The UO admitted to learning of the allegations against the three athletes as early as March 9, three days before Dotson and Artis started Pac-12 tournament play and continued to March Madness. While it’s understandable that authorities didn’t want the administration to muddle the investigation, it still looks like basketball was prioritized over justice.
The context and breadth of the Eugene Police Department’s request that the administration not intervene is unclear. However, it seems the UO was far too willing to use that request as justification to permit the three athletes to play in the most important games for the men’s basketball program in recent years. It makes men’s basketball head coach Dana Altman look bad. It makes the athletic department look bad. It makes the UO look worse.

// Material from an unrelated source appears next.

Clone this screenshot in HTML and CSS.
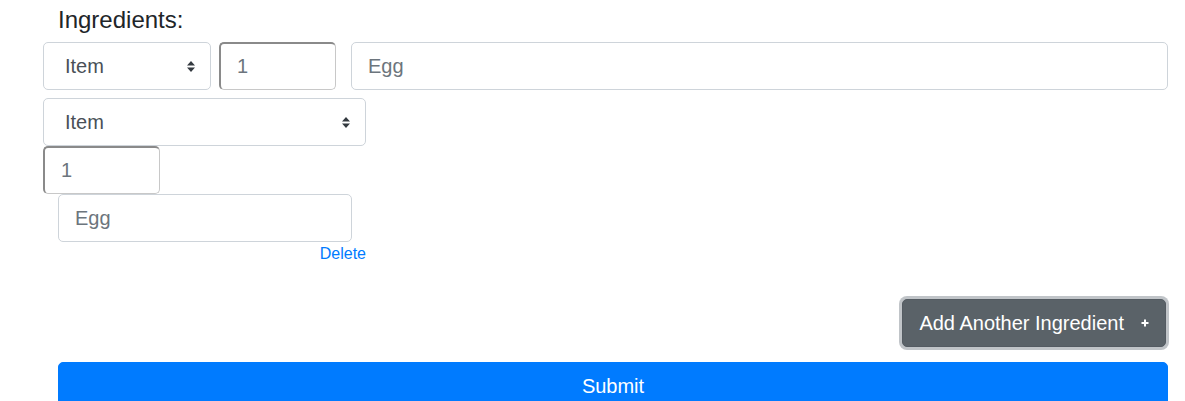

Each entity acted as if nothing happened until it was finally made public by Eugene Police in a 24-page report. The UO administration has frivolously used the Family Education Rights and Privacy Act — a law intended to protect a student’s educational record — in order to defer any questions about the incident, creating a general lack of trust among the media and many faculty members.
The UO’s policies regarding sexual assault appear troublingly lenient. In comparison to national statistics that range from 10 to 25 percent, UO has a one percent expulsion rate for sexual assault, the Center for Public Integrity reports.
In 2012 there were 39 cases of sexual assault reported to UO. No one was expelled.
What’s even more troubling is the stigma that the UO is a rape tolerant campus. After the police report detailing Artis, Dotson and Austin’s actions came to light on Monday, many students automatically discounted the survivor’s testimony without reading the police report for themselves.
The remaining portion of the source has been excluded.